Previous bases at Halley

While there are many strong scientific reasons for Halley’s location on the Brunt Ice Shelf, supporting a station on a floating ice shelf creates a number of unique challenges. The region receives around a metre of snow accumulation every year so any object left out on the surface is quickly buried. The original Halley station, a simple collection of wooden huts, was quickly overcome by the rising snow. Although new buildings were added over the following years these too were buried, forming a multi-level complex far below the surface. By the time Halley I was abandoned it was 14 metres deep, and the temperature of the living and sleeping facilities had dropped to -18C.

Original Hut after the first winter. Several years later the base had been expanded and occupies several levels.

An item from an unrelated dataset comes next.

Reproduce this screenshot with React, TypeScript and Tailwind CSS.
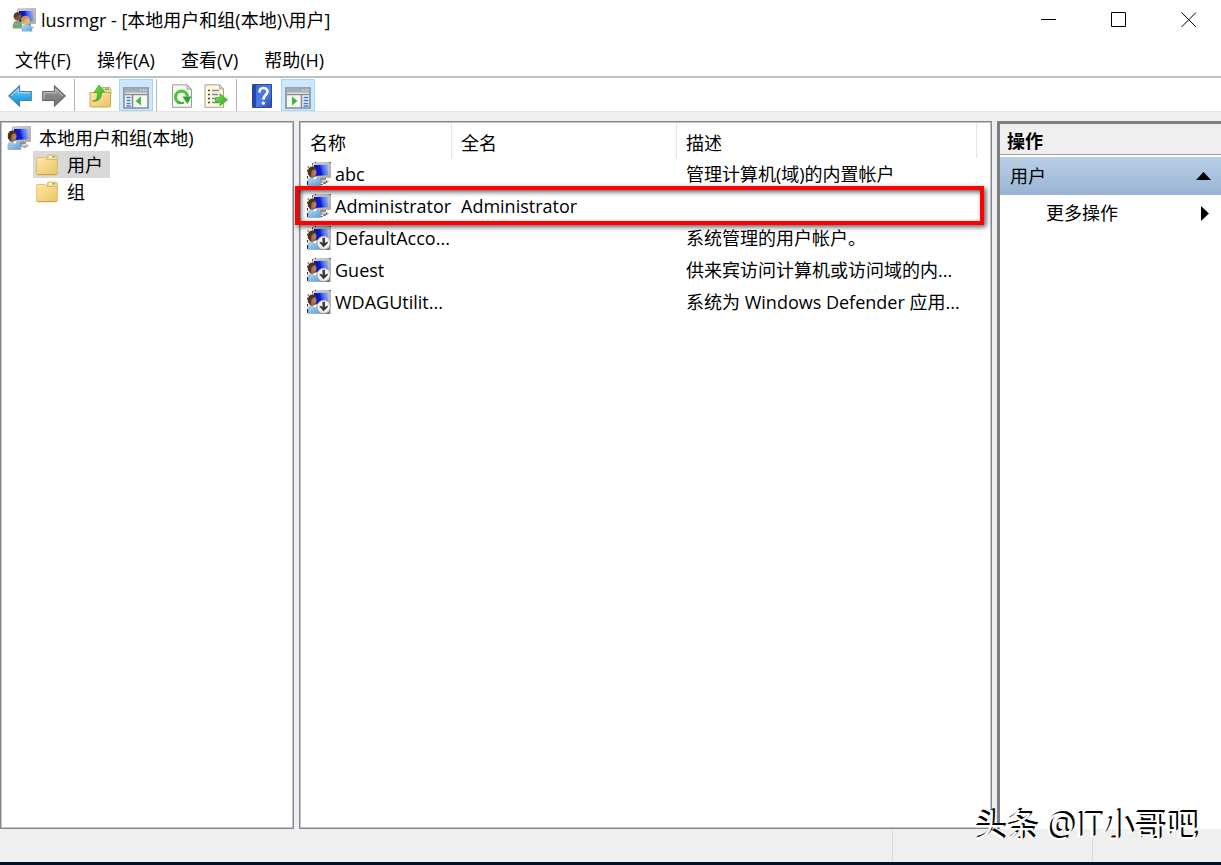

In 1967 a new station was built to replace the original complex. Halley II was also made up of a series of wooden huts, but the roofs were reinforced with steel supports to help support the weight of the snow. Unfortunately this proved no more successful than the original design and the station had to be abandoned after just seven years.

Halley 2 after its first winter.

Halley III was the first station specifically designed to be able to cope with being buried by the ice. The buildings were prefabricated huts surrounded by corrugated steel conduits, which helped prevent the movement of the ice from crushing the structures inside. Halley III lasted for 12 years before it was abandoned in 1983. By this stage it was becoming too deep to access safely. Also, heat escaping from the buildings increased the movement of the surrounding the ice, which crushed the steel tubing and distorted the structure of the base.

The Halley III entrance shaft.
Construction of Halley III. Halley III reemerging from the ice shelf many years later.

For Halley IV, two storey huts were housed inside conduits made from interlocking plywood panels. The panels contained specially constructed air gaps which were designed to prevent the heat from the station from escaping into the ice. It was hoped that this would reduce the distortions and prevent the buildings from being crushed as quickly as Halley III. Unfortunately windtails that formed while the base was being buried warped the cylindrical shape of the external structure, reducing its strength and allowing heat to escape. With the wooden tube no longer supporting the weight of the accumulating snow, it became an ongoing task to periodically excavate the ice above the buildings to keep it from crushing the wooden structures below. By 1985, just a couple of years after Halley IV was occupied, it became clear that another new station would be required.

Halley IV after its first year of scientific operation.
Construction of Halley IV. Clearing snow from the roof of Halley IV to prevent the buildings being crushed.

After seven years of planning, design and construction Halley V was completed in February 1992. The new station had a revolutionary design which departed significantly from the approach of the previous four stations. Instead of attempting to strengthen against the pressure from the ice, Halley V consisted of three wooden structures built on jackable steel legs to keep them above the snow surface. In subsequent years additional buildings mounted on skis were added. These could be moved annually by bulldozers to keep them from being buried. Maintaining the buildings above ground level allowed Halley V to outlast any of the previous stations while providing greatly improved conditions for those living on site.

The Laws Platform was the main accommodation platform at Halley V. The Laws, with the Simpson Platform and melt tank in the background.